The Influence of Hydrocolloid Hydrodynamics on Lubrication

The influence of hydrocolloid structure on lubrication is investigated using a rheological and tribological study of four polysaccharides that vary in chain expansion from random coil to extended chain and rigid-rod. We show that the conformation that a polysaccharide has in an aqueous solution strongly influences the ability of that fluid to be entrained during lubrication. This is important for the food industry since polysaccharides are typically used to impart thickness, stability and texture to soft-solid and liquid based food products without consideration of their structurally attributable tribological response. Friction coefficients (μ) of random coil solutions in a boundary regime of lubrication significantly increase throughout the concentration range 0.02–0.21 wt%, from 0.19 to 0.28. Rigid-rod and extended-coil polysaccharides, however, reduce boundary μ with an increase in their concentration.

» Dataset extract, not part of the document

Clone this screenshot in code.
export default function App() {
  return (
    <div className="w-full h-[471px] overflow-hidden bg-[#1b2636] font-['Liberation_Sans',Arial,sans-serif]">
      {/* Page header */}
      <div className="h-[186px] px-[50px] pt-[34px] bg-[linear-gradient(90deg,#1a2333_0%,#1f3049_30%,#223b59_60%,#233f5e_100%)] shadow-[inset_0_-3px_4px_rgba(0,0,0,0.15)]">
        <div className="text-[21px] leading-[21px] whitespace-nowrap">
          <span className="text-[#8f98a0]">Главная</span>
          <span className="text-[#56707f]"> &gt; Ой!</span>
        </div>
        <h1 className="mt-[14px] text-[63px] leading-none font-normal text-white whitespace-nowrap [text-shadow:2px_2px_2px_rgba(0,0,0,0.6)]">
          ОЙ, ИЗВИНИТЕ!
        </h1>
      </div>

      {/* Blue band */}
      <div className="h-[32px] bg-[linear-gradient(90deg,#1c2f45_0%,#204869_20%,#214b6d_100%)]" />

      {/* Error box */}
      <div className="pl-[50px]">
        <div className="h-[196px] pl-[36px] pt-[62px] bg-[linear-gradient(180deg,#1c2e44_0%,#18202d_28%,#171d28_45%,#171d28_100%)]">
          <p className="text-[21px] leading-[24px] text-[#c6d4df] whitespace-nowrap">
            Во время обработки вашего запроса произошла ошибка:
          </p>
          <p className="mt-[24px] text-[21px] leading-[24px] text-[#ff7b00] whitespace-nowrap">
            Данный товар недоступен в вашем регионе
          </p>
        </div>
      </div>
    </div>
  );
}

In a mixed regime of lubrication, μ decreases linearly with concentration (C) of extended-coil polysaccharide, despite the concentration range passing its C∗ (coil overlap concentration) value. Mixed regime μ vs. C plots of random coil solutions, however, reveal tribologically critical concentrations (CT∗), where CT∗ ∼ C∗. At C > CT∗ the dependence of μ on C reduces, despite pronounced bulk viscosity increases after C∗.